Updated US authors and publishers have asked a federal court to postpone an upcoming hearing set to examine its $125m book-scanning settlement with Google, requesting additional time to address Justice Department concerns over the pact.
On Friday, the Department of Justice urged the court to reject the pact as written, citing concerns over class action, copyright, and antitrust law. Google was already in talks with its fellow parties in the settlement, working to amend the agreement, and today, the plaintiffs filed a motion to postpone the fairness hearing scheduled for October 7.
"It is because the parties wish to work with the DOJ to the fullest extent possible that they have engaged, and plan to continue to engage, in negotiations in an effort to address and resolve the concerns expressed in the [DoJ filing]," reads a separate memo to the US District Court for the Southern District of New York.
"The parties are committed to rapidly advancing the discussions with the DOJ. Nevertheless, it is clear that the complex issues raised [by the DOJ] preclude submission of an amended settlement agreement by October 7."
The memo also says that Google agreed that the plaintiffs could say that Google does not opposed the motion.
Last fall, Google settled a lawsuit from the US Authors Guild and the Association of American Publishers over Google Book Search, a project that seeks to digitize texts inside various research libraries. As of October, the web giant had scanned more than 10 million books, many still under copyright. The deal creates a "Book Rights Registry" where copyright holders can resolve claims in exchange for a cut of Google's revenues.
But the pact also gives the web giant a unique right to digitize and sell and post ads against "orphan works," titles whose rights holders have yet to come forward. Other organizations could negotiate the rights to works in the Registry, but the Registry alone would have the power to set prices.
In Friday's filing, the DoJ proposed several changes to the pact, including new protections for unknown rights holders and ways for allowing Google competitors to gain Google-like access to the settlement.
The Open Content Alliance - a group of organizations that oppose the project, including Amazon, Microsoft, and the Internet Archive - views today's news an important win.
"This is a huge victory for the many people and organizations who raised significant concerns that this settlement did not serve the public interest, stifled innovation, and restricted competition," reads a statement from the group. "It’s also an enormous loss for Google, which had been saying for months that no changes were necessary to the settlement. Now, that settlement, as we know it, is dead."
An amended settlement may still go through. But the delay also gives the rest of the world additional time to see other solutions to the ebook copyright problem.

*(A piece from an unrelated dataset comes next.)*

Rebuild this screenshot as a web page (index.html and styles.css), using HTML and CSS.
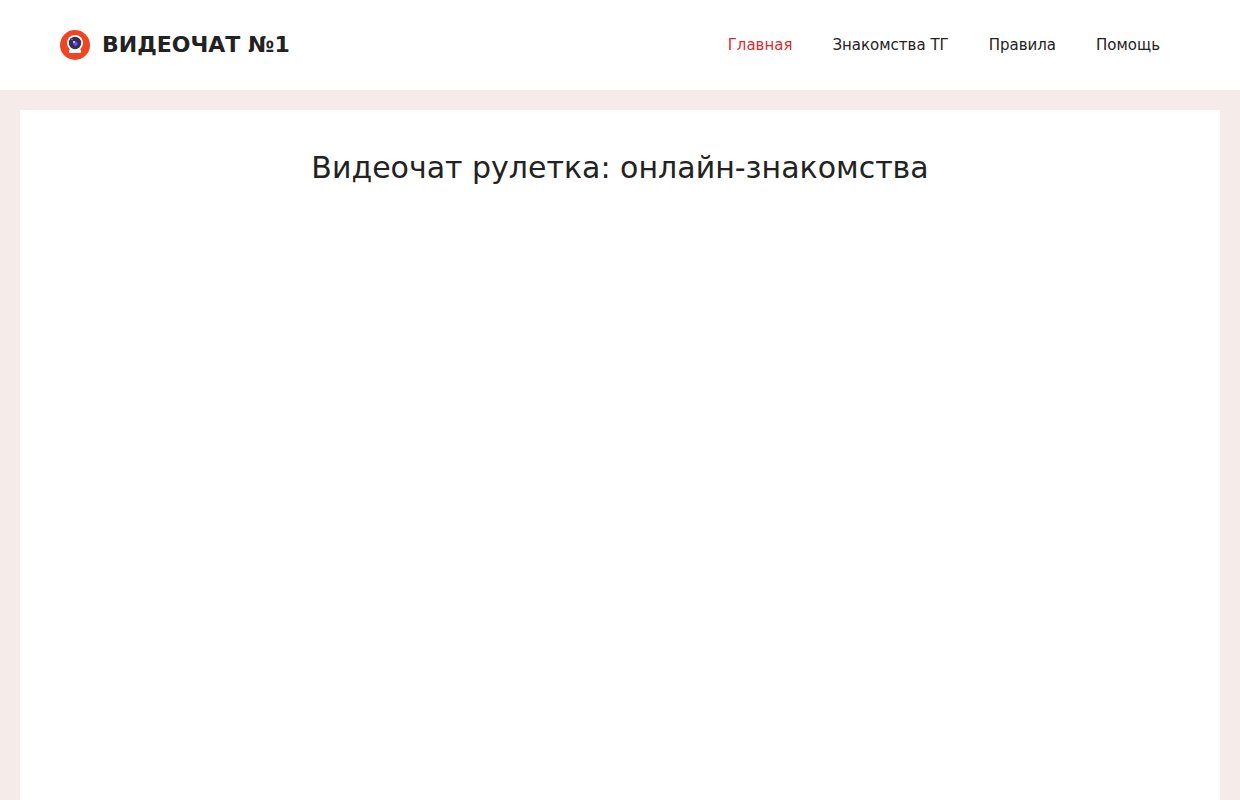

"Any additional time spent on the settlement is going to be time well spent by everyone affected," the Internet Archive's Peter Brantley, the Alliance's primary spokesman, tells The Reg. "It gives people more time to consider alternatives, not only within the settlement but externally."
Brantley and the Alliance have long called for federal legislation that would settle copyright matters for all book scanners - as opposed to a private civil suit settlement that settles matters for a single company. "There is an opportunity now to engage Congress and start to discuss what kind of orphan works legislation and copyright reform to move us all forward in the manner that our laws suggest that we do - so through legislative action rather than private court action," Brantley says.
Google has not yet responded to a request for comment. In the past, it has said it's not opposed to federal legislation. ®
Update: This story has been updated to show that the filing for the delay in the court hearing was made by lawyers representing the authors and publishers, not by Google itself.